In contrast we want to ask the German government to exercise their influence and within the framework of development cooperation take a stand for the restitution of the robbed land to Sanamadougou and Sahou. In this context it should also be examined, what in Bamako is considered to be an open secret: That the machines used by Modibo Keita were diverted from means, with which Germany has since the year 2004 among other things been supporting the growing of potatoes.
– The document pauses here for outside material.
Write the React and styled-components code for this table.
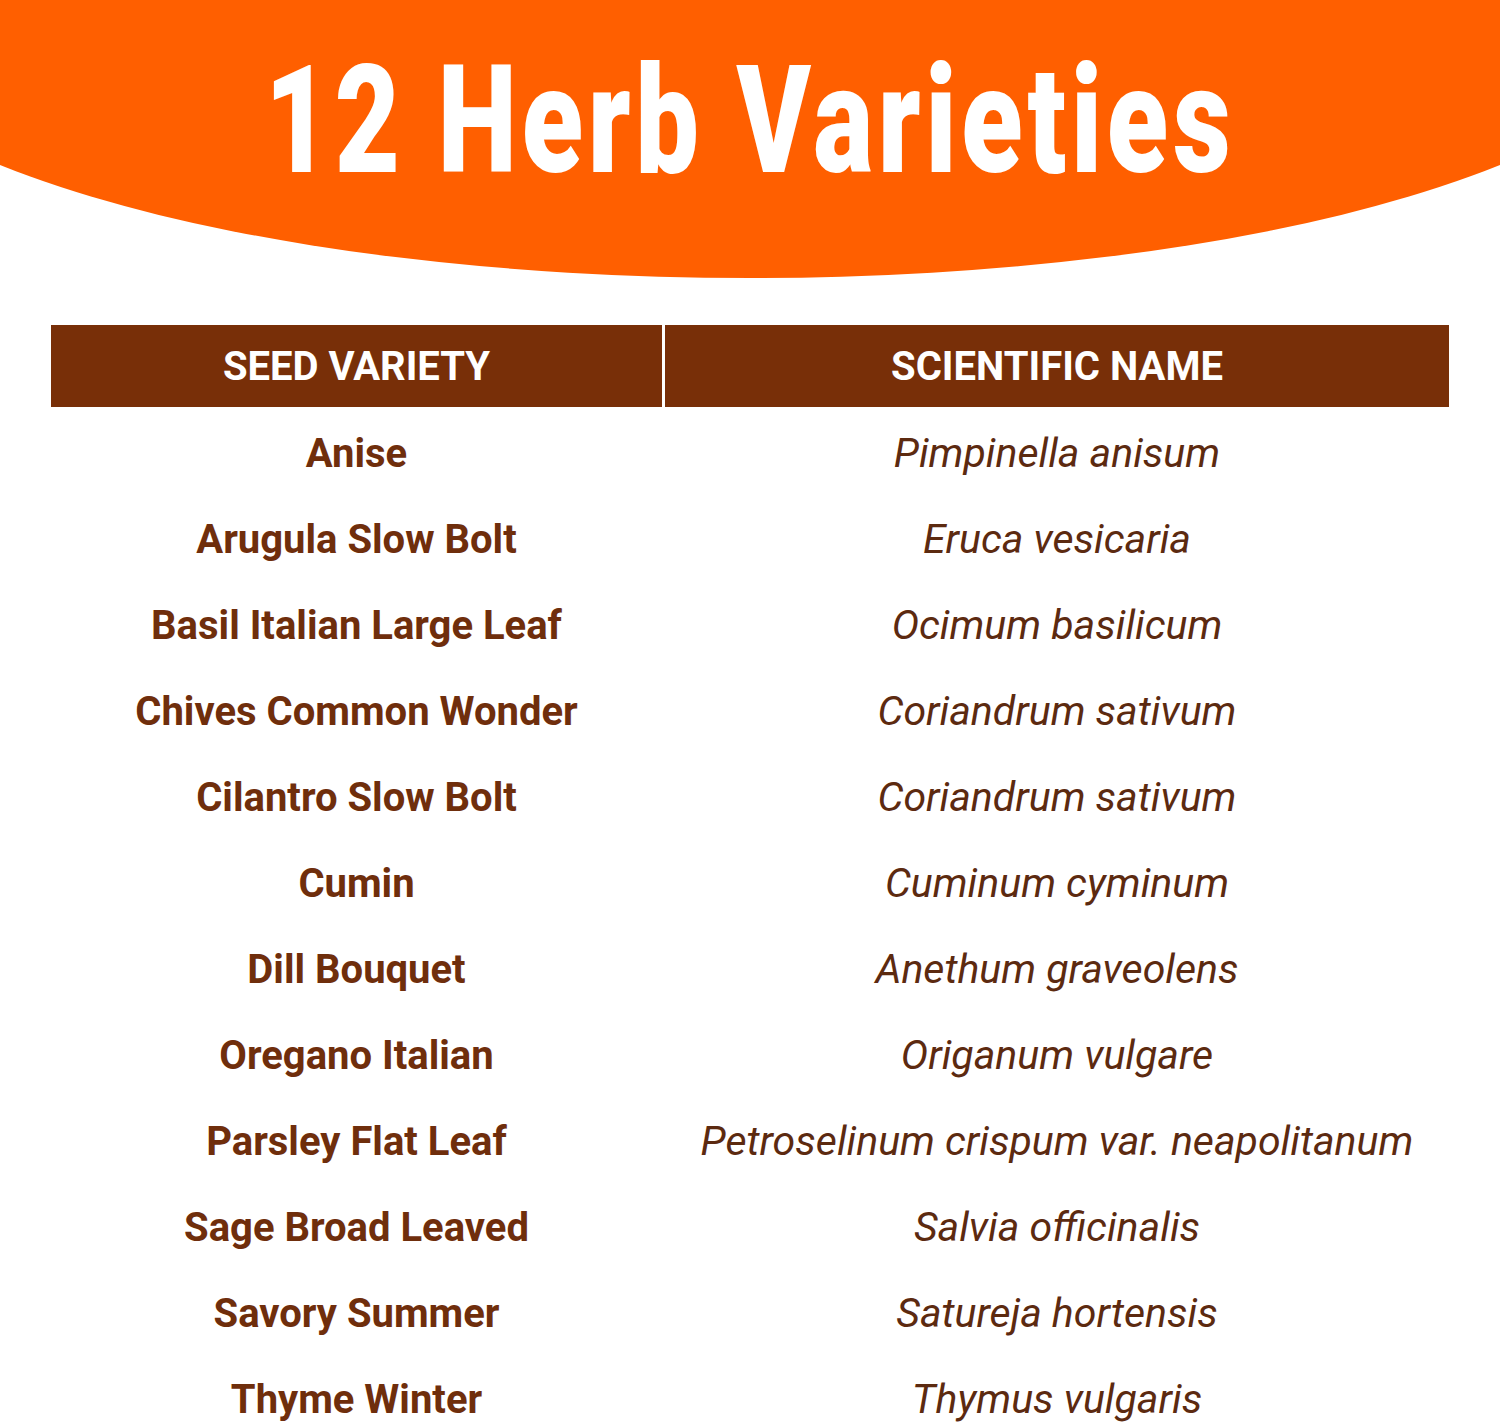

In addition Germany should stop all measures, which allow respectively facilitate landgrabbing – for example the admixture quotas of agrofuel which are provided in the frame of the European directive for biofuel.

This call has been written in Europe, therefore conclusively a quotation from the already mentioned letter of the two village chiefs: “Despite the almost complete expropriation of our fields we stick to the demand for the preservation of our villages, our fields, our fertile trees, our historical and cultural sites, which represent our values and landmarks – yesterday, today and tomorrow.”

(*) The transnational network Afrique-Europe-Interact works together with inhabitants of different villages in the Office du Niger – among others from Sanamadougou and Sahou. Representatives of the Malian and the European section of Afrique-Europe-Interact have visited these two villages several times in this year, especially in order to prepare common actions. In August 2014 Afrique-Europe-Interact has donated 10 tons of millet in order to bridge the actual famine.